JungbinLim / GGAE-public

11 stars 2 forks source link

Understanding the Process for encoding dataset without Labels #1

Open rahulmoorthy19 opened 3 months ago

rahulmoorthy19 commented 3 months ago

Firstly, thank you for the great work and for sharing the codebase for the same. I wanted to you your approach for encoding an adjacency matrix of a graph. All the implementations provided assume there are labels available but in my scenario there are no labels available at all as I would like to encode the matrix and decode the same again. So was wondering if the current codebase can be used for the same. It would be really helpful, if you could also let me know on a high level on where the changes needs to be done.

Thank you!

JungbinLim commented 2 months ago

In our work, we assume that we are given a graph that connects the data points with edge values representing some (possibly non-Euclidean) distance or similarity measure. The purpose of our algorithm, Graph-Geometry Preserving Autoencoders (GGAE), is to find a low-dimensional latent representation that preserves the distance along that graph.

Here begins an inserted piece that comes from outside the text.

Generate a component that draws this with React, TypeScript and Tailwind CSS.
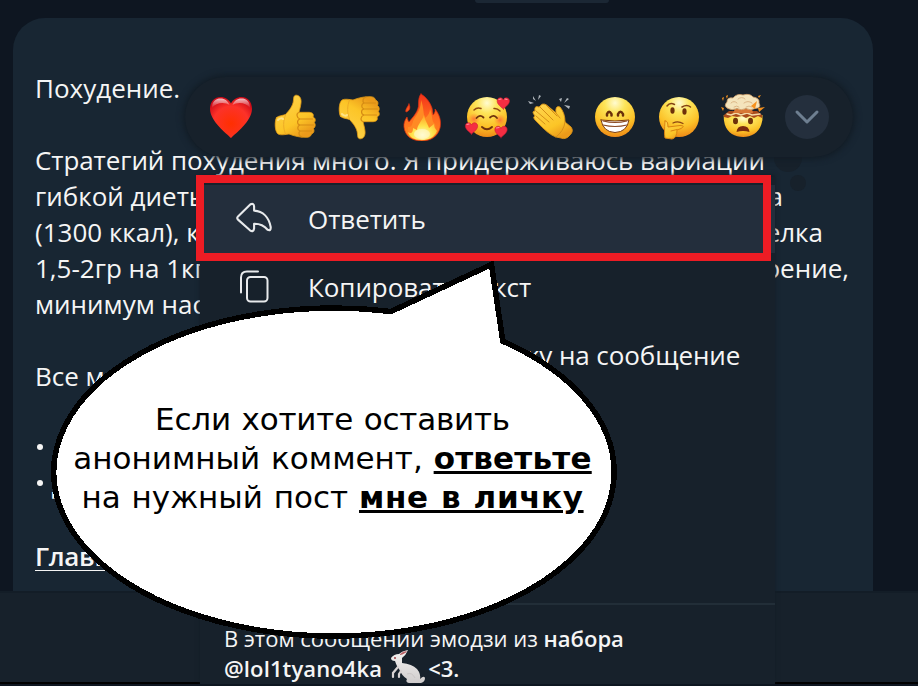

However, when encoding a dataset without any labels, there is no such graph representing data distances. A reasonable choice in this case is to construct k-nearest neighbor graph using Euclidean distances (which can be calculated without any labels) and then apply GGAE to learn a latent representation that preserves the (local) Euclidean distances between data points. In fact, this is what we did with our Swiss Roll example.